One friend, another writing mum with two small kids, confided that her smart-phone had changed her life – whereas before, when she had tried to read a book at home, one or other of her sticky offspring would attempt to snatch it off her, now with a smartphone she could download an ebook, keep the phone up the sleeve of her jumper and when the kids were engrossed in Cbeebies or Lego, simply slip the phone into the palm of her hand like a conjuring trick and read a quick chapter.  I wasn’t entirely convinced so she went on to show me how her phone had a handy ‘notebook’ facility where she could ‘jot down’ her ideas in a kind of text. I pointed out that I had an actual notebook where I wrote my ideas with an actual pen, at which she smiled kindly and asked me how I got my handwritten notes into the laptop –

‘I type them in, of course,’ I retorted.

‘And that’s where you’re going wrong, isn’t it?’ she replied, ‘You could be using that typing-in time for something else.’

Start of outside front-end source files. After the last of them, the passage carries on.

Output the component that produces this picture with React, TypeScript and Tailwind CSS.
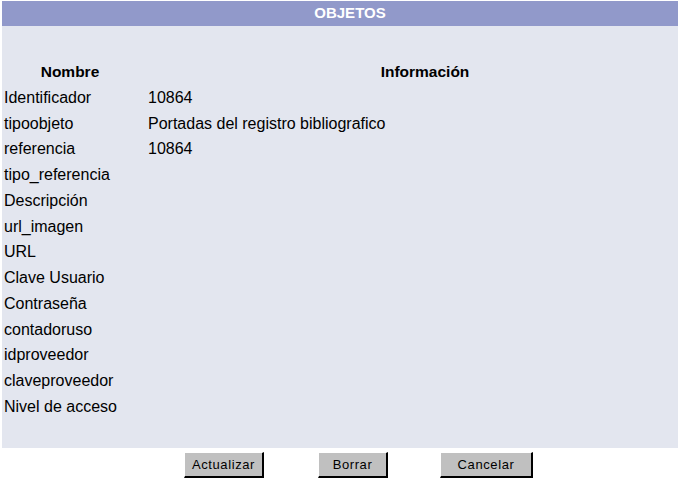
const ROWS: [string, string][] = [
  ['Identificador', '10864'],
  ['tipoobjeto', 'Portadas del registro bibliografico'],
  ['referencia', '10864'],
  ['tipo_referencia', ''],
  ['Descripción', ''],
  ['url_imagen', ''],
  ['URL', ''],
  ['Clave Usuario', ''],
  ['Contraseña', ''],
  ['contadoruso', ''],
  ['idproveedor', ''],
  ['claveproveedor', ''],
  ['Nivel de acceso', ''],
];

function Button({ label, width }: { label: string; width: string }) {
  return (
    <button
      type="button"
      className={`h-[26px] ${width} border-t border-l border-white border-r-2 border-b-2 border-r-black border-b-black bg-[#c0c0c0] text-[13px] tracking-[0.6px] text-black`}
    >
      {label}
    </button>
  );
}

export default function App() {
  return (
    <div className="h-[482px] w-[678px] overflow-hidden bg-white pt-px pl-[2px] font-['Liberation_Sans',Arial,sans-serif] text-black">
      <div className="h-[447px] bg-[#e3e6ef]">
        <div className="flex h-[25px] items-center justify-center bg-[#9199ca] pl-[20px] text-[15px] font-bold text-white">
          OBJETOS
        </div>

        <div className="mt-[33px]">
          <div className="flex h-[26px] items-center text-[15.5px] font-bold">
            <div className="w-[136px] text-center">Nombre</div>
            <div className="flex-1 pl-[34px] text-center">Información</div>
          </div>
          {ROWS.map(([name, info]) => (
            <div key={name} className="flex h-[25.75px] items-center text-[16px]">
              <div className="w-[146px] pl-[2px]">{name}</div>
              <div className="flex-1">{info}</div>
            </div>
          ))}
        </div>
      </div>

      <div className="flex h-[34px] items-center">
        <div className="ml-[182px]">
          <Button label="Actualizar" width="w-[80px]" />
        </div>
        <div className="ml-[54px]">
          <Button label="Borrar" width="w-[70px]" />
        </div>
        <div className="ml-[52px]">
          <Button label="Cancelar" width="w-[93px]" />
        </div>
      </div>
    </div>
  );
}
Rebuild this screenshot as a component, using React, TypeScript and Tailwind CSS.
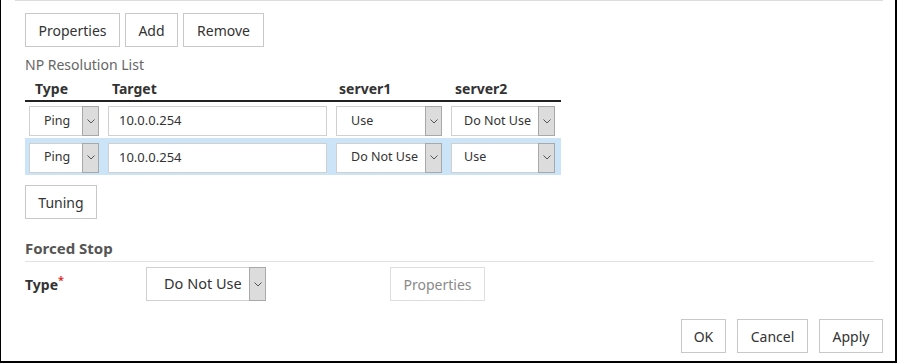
import React from 'react';

const font = { fontFamily: '"Noto Sans", "Open Sans", sans-serif' };

const Chevron: React.FC = () => (
  <svg width="8" height="5" viewBox="0 0 8 5" className="text-[#555]">
    <polyline points="0.5,0.5 4,4 7.5,0.5" fill="none" stroke="currentColor" strokeWidth="1" />
  </svg>
);

interface SelectProps {
  value: string;
  className: string;
  textClass?: string;
}

const Select: React.FC<SelectProps> = ({ value, className, textClass = 'text-[12.5px] pl-[14px]' }) => (
  <div className={`flex items-stretch bg-white border border-[#d0d0d0] ${className}`}>
    <div className={`flex-1 flex items-center text-[#333] whitespace-nowrap overflow-hidden ${textClass}`}>{value}</div>
    <div className="w-[17px] -my-px -mr-px flex items-center justify-center bg-[#dcdcdc] border border-[#a8a8a8]">
      <Chevron />
    </div>
  </div>
);

const Button: React.FC<{ label: string; className?: string; disabled?: boolean }> = ({ label, className = '', disabled }) => (
  <button
    className={`h-[34px] border bg-white text-[14px] flex items-center justify-center ${
      disabled ? 'border-[#dedede] text-[#8a8a8a]' : 'border-[#c8c8c8] text-[#333]'
    } ${className}`}
  >
    {label}
  </button>
);

const rows = [
  { type: 'Ping', target: '10.0.0.254', s1: 'Use', s2: 'Do Not Use', selected: false },
  { type: 'Ping', target: '10.0.0.254', s1: 'Do Not Use', s2: 'Use', selected: true },
];

export default function App() {
  return (
    <div
      style={font}
      className="w-[897px] h-[363px] bg-white border-l border-r-2 border-b-2 border-black flex flex-col overflow-hidden"
    >
      <div className="ml-[14px] w-[868px] h-px bg-[#dcdcdc]" />

      <div className="pl-[24px] flex flex-col">
        <div className="mt-[12px] flex gap-[5px]">
          <Button label="Properties" className="w-[95px]" />
          <Button label="Add" className="w-[53px]" />
          <Button label="Remove" className="w-[81px]" />
        </div>

        <div className="mt-[8px] h-[20px] text-[14px] text-[#666] leading-[20px]">NP Resolution List</div>

        <table className="mt-[4px] w-[536px] border-collapse table-fixed">
          <colgroup>
            <col className="w-[79px]" />
            <col className="w-[228px]" />
            <col className="w-[115px]" />
            <col className="w-[114px]" />
          </colgroup>
          <thead>
            <tr className="border-b-2 border-[#222] text-left text-[14px] font-bold text-[#333]">
              <th className="h-[22px] pl-[10px] pb-[2px] leading-[18px]">Type</th>
              <th className="pl-[8px] pb-[2px] leading-[18px]">Target</th>
              <th className="pl-[7px] pb-[2px] leading-[18px]">server1</th>
              <th className="pl-[8px] pb-[2px] leading-[18px]">server2</th>
            </tr>
          </thead>
          <tbody>
            {rows.map((r, i) => (
              <tr key={i} className={r.selected ? 'bg-[#cce4f7]' : ''}>
                <td className="h-[37px] pl-[4px] pt-[2px]">
                  <Select value={r.type} className="w-[70px] h-[30px]" />
                </td>
                <td className="pl-[4px] pt-[2px]">
                  <div className="w-[219px] h-[30px] bg-white border border-[#d0d0d0] flex items-center pl-[10px] text-[13px] text-[#333]">
                    {r.target}
                  </div>
                </td>
                <td className="pl-[4px] pt-[2px]">
                  <Select value={r.s1} className="w-[106px] h-[30px]" />
                </td>
                <td className="pl-[4px] pt-[2px]">
                  <Select value={r.s2} className="w-[104px] h-[30px]" textClass="text-[12.5px] pl-[12px]" />
                </td>
              </tr>
            ))}
          </tbody>
        </table>

        <div className="mt-[10px] flex">
          <Button label="Tuning" className="w-[72px]" />
        </div>

        <div className="mt-[19px] w-[849px] border-b border-[#e2e2e2] pb-[3px] text-[15px] font-bold text-[#555] leading-[20px]">
          Forced Stop
        </div>

        <div className="mt-[5px] flex items-center">
          <div className="w-[121px] text-[14px] font-bold text-[#333] leading-[18px]">
            Type<span className="text-[#d9342b] align-super text-[11px] leading-none">*</span>
          </div>
          <Select
            value="Do Not Use"
            className="w-[120px] h-[34px]"
            textClass="text-[14.5px] pl-[17px]"
          />
          <Button label="Properties" className="ml-[124px] w-[95px]" disabled />
        </div>

        <div className="mt-[18px] mr-[12px] flex justify-end gap-[11px]">
          <Button label="OK" className="w-[45px]" />
          <Button label="Cancel" className="w-[71px]" />
          <Button label="Apply" className="w-[64px]" />
        </div>
      </div>
    </div>
  );
}
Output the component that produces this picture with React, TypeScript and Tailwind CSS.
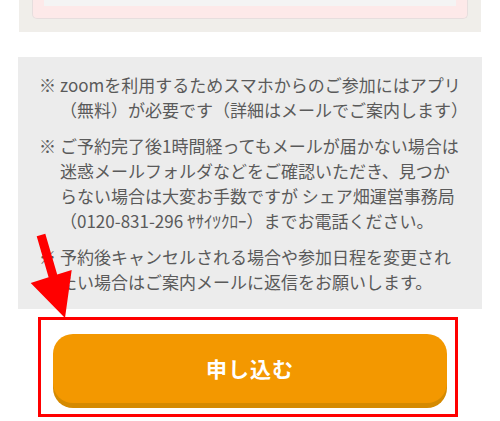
const notes = [
  ['zoomを利用するためスマホからのご参加にはアプリ', '（無料）が必要です（詳細はメールでご案内します）'],
  [
    'ご予約完了後1時間経ってもメールが届かない場合は',
    '迷惑メールフォルダなどをご確認いただき、見つか',
    'らない場合は大変お手数ですが シェア畑運営事務局',
    '（0120-831-296 ﾔｻｲﾂｸﾛｰ）までお電話ください。',
  ],
  ['予約後キャンセルされる場合や参加日程を変更され', 'たい場合はご案内メールに返信をお願いします。'],
];

function Note({ lines }: { lines: string[] }) {
  return (
    <div className="flex">
      <span className="w-[21px] shrink-0">※</span>
      <div className="flex flex-col">
        {lines.map((line) => (
          <span key={line} className="whitespace-nowrap">
            {line}
          </span>
        ))}
      </div>
    </div>
  );
}

export default function App() {
  return (
    <div
      className="relative w-[500px] h-[421px] overflow-hidden bg-white"
      style={{ fontFamily: '"Noto Sans CJK JP", "Noto Sans", sans-serif' }}
    >
      {/* form card, only its bottom edge is in view */}
      <div className="mx-[19px] h-[32px] bg-[#f0eeea] flex flex-col justify-end overflow-hidden px-[13px] pb-[13px]">
        <div className="shrink-0 rounded-b-[5px] border border-t-0 border-[#e6dede] bg-[#fde9e9] px-[11px] pb-[12px]">
          <div className="h-[40px] bg-[#f4f4f4]" />
        </div>
      </div>

      <div className="mx-[18px] mt-[25px] bg-[#ececec] pl-[21px] pr-[14px] pt-[15px] pb-[15px] text-[17px] leading-[25px] text-[#5a5a5a] flex flex-col gap-[11px]">
        {notes.map((lines, i) => (
          <Note key={i} lines={lines} />
        ))}
      </div>

      <button className="mx-[53px] mt-[25px] h-[69px] w-[394px] rounded-[20px] bg-[#f39800] shadow-[0_5px_0_#d58a00] text-white text-[21px] font-bold tracking-[1px]">
        申し込む
      </button>

      {/* annotation: red frame and arrow */}
      <div className="absolute left-[38px] top-[317px] w-[420px] h-[100px] border-[3px] border-[#ff0000]" />
      <svg className="absolute left-0 top-0 pointer-events-none" width="500" height="421" viewBox="0 0 500 421">
        <polygon
          fill="#ff0000"
          points="36.7,236.3 45.3,233.7 57.2,274.6 71.7,270 65,318 30.7,283 48.6,277.3"
        />
      </svg>
    </div>
  );
}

As though I had just admitted to baking my own cornflakes.

 

Anyway, I’ll admit it; the first few days with my new phone were a kind of honeymoon period. It was so big and shiny, and incredibly sleek – more like a posh powder compact than a means of communication. I kept a special chamois cloth on my desk to polish it, and tried not to touch it unless my hands were really clean. I missed several calls but it was worth it. And of course when I actually did leave the house I invariably left it at the bottom of my bag and forgot all about it. Until that is, one fateful day towards the end of the holidays, when I promised Dexter a trip to the local park and a lolly of his choosing from the ice-cream van.

 

I was in a fairly good mood having earlier that day received an email (which I picked up old-school fashion on my laptop) from an editor thanking me for an article I’d written. Dexter was also in a good mood because he loves the swings and I was going to let him have his first ever pop-up lolly. Pop-up lollies, as any parent knows, require a good deal of training to master, because if you pop them up too cautiously they melt all over your hand, and if you pop them too vigorously they pop right out of the wrapper and fall on your shoe. Anyway this was Dexter’s first lesson in the art of the pop-up and he was progressing well, if a little stickily. As I still had half a packet of wet-wipes to spare and he had roughly two thirds of the lolly to go, I reckoned I had ten minutes in which to check my email and see if any exciting new houses had been added to Rightmove (I’m not proud – it’s a sad addiction).  How I wish I hadn’t bothered, the editor who’d contacted me that morning had sent another urgent email asking me to cut 300 words from my piece by midday. I realised that I had just 45 minutes in which to bundle Dexter back into the pushchair, steam back home, and get to work. Meanwhile Dexter was waiting expectantly by the swings with a face covered in orange goo that did nothing to mask his expression of complete trust in me and happiness at being in his favourite place in the whole world. Surely better to just pretend I hadn’t got the email in time and preserve his innocence….or not.

 

Ten minutes later and we were power-buggy-pushing back up the hill, me drenched in sweat, and Dexter plastered with wet wipes, wailing at the injustice of it all. His first pop-up lolly experience had been cruelly truncated, and the consolation box of raisins was not making up for his loss in any way at all.  He was still glaring at me as I hurriedly edited my article on the laptop. Even though I’d let him watch three episodes of Octonauts back to back and given him half the Fry’s Peppermint Cream Bar I had bought myself to assuage the tedium of an hour at the swings.

 

Later on when I told Dexter’s Dad about the trials and tribulations caused by my so-called smart phone, he wasted no time informing me that I could have just edited the article at the park on my phone, whilst pushing the swing and eating all my chocolate myself.

“Well that’s just great,” I retorted. “Next you’ll be telling me that someone’s invented an app that does the ironing, cleans out the cat’s litter tray, and gets baked beans out from under the sofa cushions.”

But he wasn’t listening anymore, he was too busy showing Dexter how to play Angry Birds on my new phone.